» **Listed records**
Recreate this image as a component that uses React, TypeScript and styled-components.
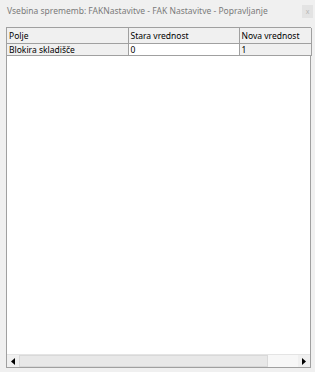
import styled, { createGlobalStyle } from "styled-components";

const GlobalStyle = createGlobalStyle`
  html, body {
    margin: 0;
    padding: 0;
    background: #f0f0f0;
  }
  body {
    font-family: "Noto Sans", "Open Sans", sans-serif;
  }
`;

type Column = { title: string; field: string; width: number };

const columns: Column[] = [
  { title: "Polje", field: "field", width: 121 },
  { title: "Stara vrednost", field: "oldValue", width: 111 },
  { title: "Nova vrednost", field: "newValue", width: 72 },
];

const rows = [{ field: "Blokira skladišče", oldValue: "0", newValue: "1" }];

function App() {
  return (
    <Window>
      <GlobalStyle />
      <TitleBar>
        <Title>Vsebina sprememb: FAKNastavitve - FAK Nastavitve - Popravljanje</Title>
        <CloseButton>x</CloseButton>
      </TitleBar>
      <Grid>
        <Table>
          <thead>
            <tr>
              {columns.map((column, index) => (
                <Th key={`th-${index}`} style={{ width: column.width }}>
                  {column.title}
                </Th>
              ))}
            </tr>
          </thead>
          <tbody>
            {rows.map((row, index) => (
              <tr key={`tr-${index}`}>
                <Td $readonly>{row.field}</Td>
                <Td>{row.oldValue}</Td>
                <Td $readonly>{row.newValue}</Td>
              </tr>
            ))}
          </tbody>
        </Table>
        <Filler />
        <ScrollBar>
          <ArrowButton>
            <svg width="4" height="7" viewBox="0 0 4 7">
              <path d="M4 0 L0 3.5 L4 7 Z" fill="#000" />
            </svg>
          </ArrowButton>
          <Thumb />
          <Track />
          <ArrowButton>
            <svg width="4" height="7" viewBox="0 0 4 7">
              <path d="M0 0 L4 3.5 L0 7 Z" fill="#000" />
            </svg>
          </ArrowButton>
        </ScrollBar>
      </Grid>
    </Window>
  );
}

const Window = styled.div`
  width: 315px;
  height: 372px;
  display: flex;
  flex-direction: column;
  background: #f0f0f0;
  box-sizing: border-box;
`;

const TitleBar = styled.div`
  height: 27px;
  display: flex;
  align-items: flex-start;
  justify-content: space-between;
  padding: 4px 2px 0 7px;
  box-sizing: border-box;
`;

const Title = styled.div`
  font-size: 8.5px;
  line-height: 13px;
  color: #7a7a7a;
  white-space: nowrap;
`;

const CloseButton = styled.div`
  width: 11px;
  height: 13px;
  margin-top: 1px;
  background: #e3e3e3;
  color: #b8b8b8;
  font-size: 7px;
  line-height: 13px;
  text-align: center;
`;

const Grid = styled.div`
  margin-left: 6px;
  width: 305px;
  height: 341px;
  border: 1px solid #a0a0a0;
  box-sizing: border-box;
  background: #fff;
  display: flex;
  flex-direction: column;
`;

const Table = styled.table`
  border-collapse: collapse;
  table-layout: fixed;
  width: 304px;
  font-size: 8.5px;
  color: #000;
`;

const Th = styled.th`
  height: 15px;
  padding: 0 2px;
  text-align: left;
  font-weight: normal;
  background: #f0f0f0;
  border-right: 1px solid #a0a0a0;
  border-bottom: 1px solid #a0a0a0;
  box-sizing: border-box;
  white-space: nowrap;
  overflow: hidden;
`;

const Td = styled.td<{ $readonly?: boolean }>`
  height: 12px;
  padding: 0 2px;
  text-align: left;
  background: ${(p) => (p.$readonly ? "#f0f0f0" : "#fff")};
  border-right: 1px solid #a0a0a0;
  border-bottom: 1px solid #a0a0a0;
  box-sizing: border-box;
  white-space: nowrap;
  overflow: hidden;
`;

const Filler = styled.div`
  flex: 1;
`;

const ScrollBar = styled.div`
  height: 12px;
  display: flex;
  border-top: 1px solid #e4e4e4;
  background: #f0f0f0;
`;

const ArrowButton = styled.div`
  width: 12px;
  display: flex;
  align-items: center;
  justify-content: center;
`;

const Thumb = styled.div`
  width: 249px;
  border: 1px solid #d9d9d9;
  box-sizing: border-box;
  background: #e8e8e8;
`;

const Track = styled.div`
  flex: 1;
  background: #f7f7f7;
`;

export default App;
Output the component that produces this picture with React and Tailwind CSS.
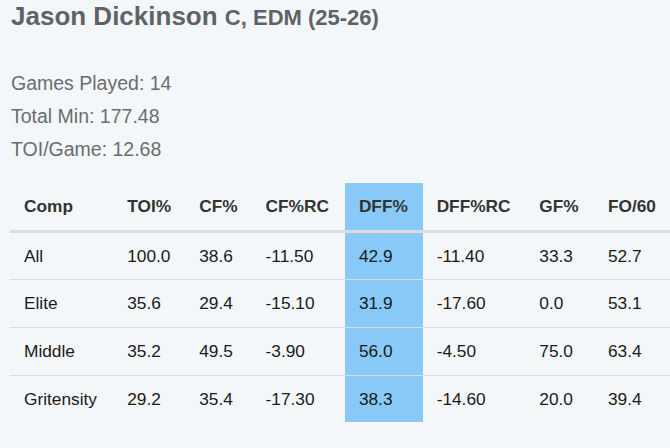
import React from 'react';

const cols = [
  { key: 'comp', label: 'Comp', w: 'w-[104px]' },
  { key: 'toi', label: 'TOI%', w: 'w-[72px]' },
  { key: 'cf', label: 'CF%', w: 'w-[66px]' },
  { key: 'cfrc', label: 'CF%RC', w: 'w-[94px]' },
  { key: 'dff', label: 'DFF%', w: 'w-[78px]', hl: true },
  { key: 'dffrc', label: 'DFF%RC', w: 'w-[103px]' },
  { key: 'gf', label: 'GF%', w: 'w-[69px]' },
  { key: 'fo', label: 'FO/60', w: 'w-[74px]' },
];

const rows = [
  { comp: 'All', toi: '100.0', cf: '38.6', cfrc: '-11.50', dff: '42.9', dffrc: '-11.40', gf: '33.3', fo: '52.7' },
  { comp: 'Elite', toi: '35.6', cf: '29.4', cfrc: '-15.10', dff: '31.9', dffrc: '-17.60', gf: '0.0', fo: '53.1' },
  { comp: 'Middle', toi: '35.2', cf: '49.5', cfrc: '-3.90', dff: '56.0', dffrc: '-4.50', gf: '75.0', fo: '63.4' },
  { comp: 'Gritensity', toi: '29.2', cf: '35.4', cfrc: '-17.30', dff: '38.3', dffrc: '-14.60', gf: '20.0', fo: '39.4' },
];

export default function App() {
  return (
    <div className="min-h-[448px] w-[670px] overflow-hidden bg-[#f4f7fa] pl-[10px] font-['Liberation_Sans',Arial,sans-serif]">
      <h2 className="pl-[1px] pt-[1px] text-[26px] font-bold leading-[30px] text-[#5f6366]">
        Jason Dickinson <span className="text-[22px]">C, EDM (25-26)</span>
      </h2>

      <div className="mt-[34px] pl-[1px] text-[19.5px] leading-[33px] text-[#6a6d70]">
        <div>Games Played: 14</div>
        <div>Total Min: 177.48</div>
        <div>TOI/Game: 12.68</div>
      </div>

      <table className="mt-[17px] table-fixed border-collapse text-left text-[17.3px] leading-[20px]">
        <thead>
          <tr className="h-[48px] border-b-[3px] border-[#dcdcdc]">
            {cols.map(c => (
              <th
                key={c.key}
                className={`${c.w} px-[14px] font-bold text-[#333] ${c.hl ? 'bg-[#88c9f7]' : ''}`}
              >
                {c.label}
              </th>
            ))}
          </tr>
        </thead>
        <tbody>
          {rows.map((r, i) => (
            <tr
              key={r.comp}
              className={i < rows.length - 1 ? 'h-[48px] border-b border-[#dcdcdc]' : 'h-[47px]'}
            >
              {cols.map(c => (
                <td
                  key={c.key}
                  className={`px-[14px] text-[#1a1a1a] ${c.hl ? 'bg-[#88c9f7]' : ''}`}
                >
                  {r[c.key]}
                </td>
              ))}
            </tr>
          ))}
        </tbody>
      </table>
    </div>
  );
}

» **Task to carry out**
Using the data above, print only the lines starting at the one with "Output the component" and ending at the one with "import React from 'react';", exactly as they stand, minus the pictures.

» **Task solution**
Output the component that produces this picture with React and Tailwind CSS.
import React from 'react';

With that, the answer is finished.